The term “Cataraqui”, from the original native name for Kingston, today refers to an area around the intersection of Princess Street and Sydenham Road where a village that later took the name was located. Cataraqui is also the name of a municipal electoral district.
Kingston’s military history
Kingston, being strategically located at the head of the St. Lawrence River and at the mouth of the Cataraqui River near the border with the United States, has been a site of military importance since Fort Frontenac was built in 1673. The French, and later, the British established military garrisons. Several defensive fortifications were constructed in the 1800s, including Fort Henry, four martello towers, and the Market Battery. Military ships were built at the Kingston Royal Naval Dockyard at Point Frederick from 1788 to 1853.

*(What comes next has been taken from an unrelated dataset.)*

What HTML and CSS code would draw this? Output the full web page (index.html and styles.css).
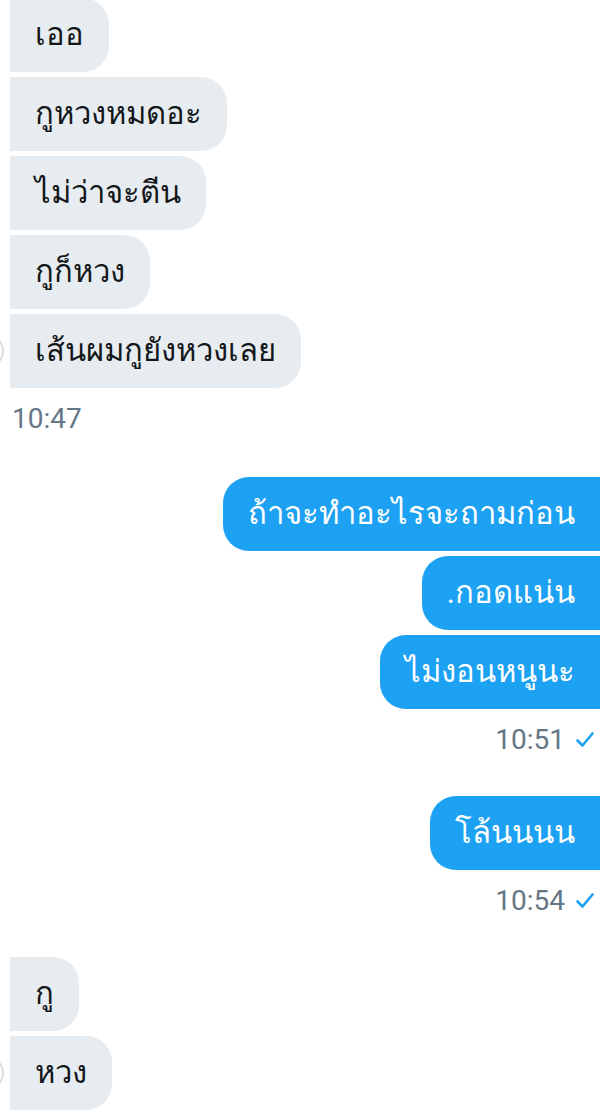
FILE: index.html
```html
<!DOCTYPE html>
<html lang="th">
<head>
<meta charset="utf-8">
<link rel="stylesheet" href="styles.css">
</head>
<body>
<div class="chat">
  <div class="group in first">
    <div class="row"><div class="bubble">เออ</div></div>
    <div class="row"><div class="bubble">กูหวงหมดอะ</div></div>
    <div class="row"><div class="bubble">ไม่ว่าจะตีน</div></div>
    <div class="row"><div class="bubble">กูก็หวง</div></div>
    <div class="row"><span class="avatar"></span><div class="bubble">เส้นผมกูยังหวงเลย</div></div>
    <div class="time">10:47</div>
  </div>
  <div class="group out">
    <div class="row"><div class="bubble">ถ้าจะทำอะไรจะถามก่อน</div></div>
    <div class="row"><div class="bubble">.กอดแน่น</div></div>
    <div class="row"><div class="bubble">ไม่งอนหนูนะ</div></div>
    <div class="time">10:51 <svg class="check" viewBox="0 0 20 20" width="20" height="20"><path d="M2.5 10.5 L7.5 15.5 L17.5 3.5" fill="none" stroke="#1da1f2" stroke-width="2.6" stroke-linecap="round" stroke-linejoin="round"/></svg></div>
  </div>
  <div class="group out">
    <div class="row"><div class="bubble">โล้นนนน</div></div>
    <div class="time">10:54 <svg class="check" viewBox="0 0 20 20" width="20" height="20"><path d="M2.5 10.5 L7.5 15.5 L17.5 3.5" fill="none" stroke="#1da1f2" stroke-width="2.6" stroke-linecap="round" stroke-linejoin="round"/></svg></div>
  </div>
  <div class="group in">
    <div class="row"><div class="bubble">กู</div></div>
    <div class="row"><span class="avatar"></span><div class="bubble">หวง</div></div>
  </div>
</div>
</body>
</html>
```
FILE: styles.css
```css
html, body {
  margin: 0;
  padding: 0;
  background: #ffffff;
}
body {
  width: 612px;
  height: 1118px;
  overflow: hidden;
  font-family: Roboto, "Noto Sans", sans-serif;
}
.chat {
  margin-top: -2px;
  padding: 0 12px 0 10px;
  display: flex;
  flex-direction: column;
}
.group {
  display: flex;
  flex-direction: column;
  gap: 5px;
  margin-bottom: 36px;
}
.group.first {
  margin-bottom: 38px;
}
.group.out {
  align-items: flex-end;
}
.group.in {
  align-items: flex-start;
}
.row {
  position: relative;
  display: flex;
}
.bubble {
  font-size: 31px;
  line-height: 40px;
  padding: 17px 25px;
  box-sizing: border-box;
  height: 74px;
  white-space: nowrap;
}
.in .bubble {
  background: #e6ecf0;
  color: #14171a;
  border-radius: 0 26px 26px 0;
}
.out .bubble {
  background: #1da1f2;
  color: #ffffff;
  border-radius: 26px 0 0 26px;
}
.avatar {
  position: absolute;
  left: -40px;
  top: 20px;
  width: 34px;
  height: 34px;
  border-radius: 50%;
  border: 2px solid #d8dde1;
  box-sizing: border-box;
}
.time {
  margin-top: 6px;
  height: 40px;
  line-height: 40px;
  font-size: 28px;
  color: #657786;
  display: flex;
  align-items: center;
  gap: 10px;
}
.in .time {
  padding-left: 2px;
}
.out .time {
  padding-right: 5px;
}
.check {
  display: block;
}
```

Camp Barriefield, now McNaughton Barracks, was constructed at the beginning of the First World War and expanded during the Second World War. Camp Barriefield was named in honour of Rear-Admiral Sir Robert Barrie (May 5, 1774 – June 7, 1841), who was a British naval officer noted for his service in the War of 1812. It was later named McNaughton Barracks after Andrew George Latta McNaughton, a former minister of national defense. Vimy Barracks was established in 1937 for the Royal Canadian Corps of Signals (later the Royal Canadian School of Signals). A military aerodrome was constructed to the west of Kingston to support flying training during the Second World War.

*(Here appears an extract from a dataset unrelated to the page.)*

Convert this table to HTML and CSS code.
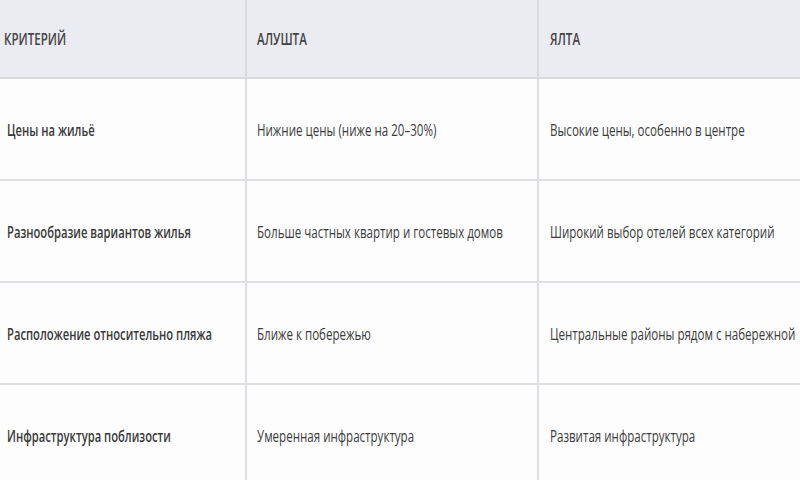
FILE: index.html
```html
<!DOCTYPE html>
<html lang="ru">
<head>
<meta charset="utf-8">
<link rel="stylesheet" href="styles.css">
</head>
<body>
<div class="table">
  <div class="row head">
    <div class="cell c1"><span class="t">КРИТЕРИЙ</span></div>
    <div class="cell c2"><span class="t">АЛУШТА</span></div>
    <div class="cell c3"><span class="t">ЯЛТА</span></div>
  </div>
  <div class="row">
    <div class="cell c1"><span class="t b">Цены на жильё</span></div>
    <div class="cell c2"><span class="t">Нижние цены (ниже на 20–30%)</span></div>
    <div class="cell c3"><span class="t">Высокие цены, особенно в центре</span></div>
  </div>
  <div class="row">
    <div class="cell c1"><span class="t b">Разнообразие вариантов жилья</span></div>
    <div class="cell c2"><span class="t">Больше частных квартир и гостевых домов</span></div>
    <div class="cell c3"><span class="t">Широкий выбор отелей всех категорий</span></div>
  </div>
  <div class="row">
    <div class="cell c1"><span class="t b">Расположение относительно пляжа</span></div>
    <div class="cell c2"><span class="t">Ближе к побережью</span></div>
    <div class="cell c3"><span class="t">Центральные районы рядом с набережной</span></div>
  </div>
  <div class="row last">
    <div class="cell c1"><span class="t b">Инфраструктура поблизости</span></div>
    <div class="cell c2"><span class="t">Умеренная инфраструктура</span></div>
    <div class="cell c3"><span class="t">Развитая инфраструктура</span></div>
  </div>
</div>
</body>
</html>
```
FILE: styles.css
```css
html, body {
  margin: 0;
  padding: 0;
  background: #fdfdfd;
  overflow: hidden;
}
body {
  width: 800px;
  height: 480px;
  font-family: "Open Sans", "Noto Sans", sans-serif;
  font-size: 17px;
  color: #3c3c3c;
}
.table {
  display: flex;
  flex-direction: column;
  width: 800px;
  overflow: hidden;
}
.row {
  display: grid;
  grid-template-columns: 245px 292px 1fr;
  height: 100px;
  border-bottom: 2px solid #dedfe3;
}
.row.head {
  height: 77px;
  background: #ebecf2;
  border-bottom: 2px solid #d9dae0;
}
.cell {
  display: flex;
  align-items: center;
  white-space: nowrap;
  padding-left: 11px;
  min-width: 0;
}
.cell.c1 {
  padding-left: 7px;
}
.head .cell.c1 {
  padding-left: 4px;
}
.cell.c2, .cell.c3 {
  border-left: 2px solid #dedfe3;
}
.cell.c2 { padding-left: 10px; }
.head .cell.c2, .head .cell.c3 {
  border-left-color: #d9dae0;
}
.t {
  display: inline-block;
  transform: scaleX(0.68);
  transform-origin: left center;
}
.head .t {
  font-weight: 600;
  color: #444;
}
.t.b {
  font-weight: 600;
  color: #3a3a3a;
  transform: scaleX(0.66);
}
```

Kingston’s military units and facilities are supported by Canadian Forces Base Kingston (CFB Kingston). Vimy and McNaughton Barracks, which are located east of Kingston’s downtown, today house the Canadian Forces School of Communications and Electronics (CFSCE), the Canadian Forces‘ military communications training centre and several other units. Other establishments include Fort Frontenac located on the site of the original fort, and the Royal Military College of Canada located on Point Frederick.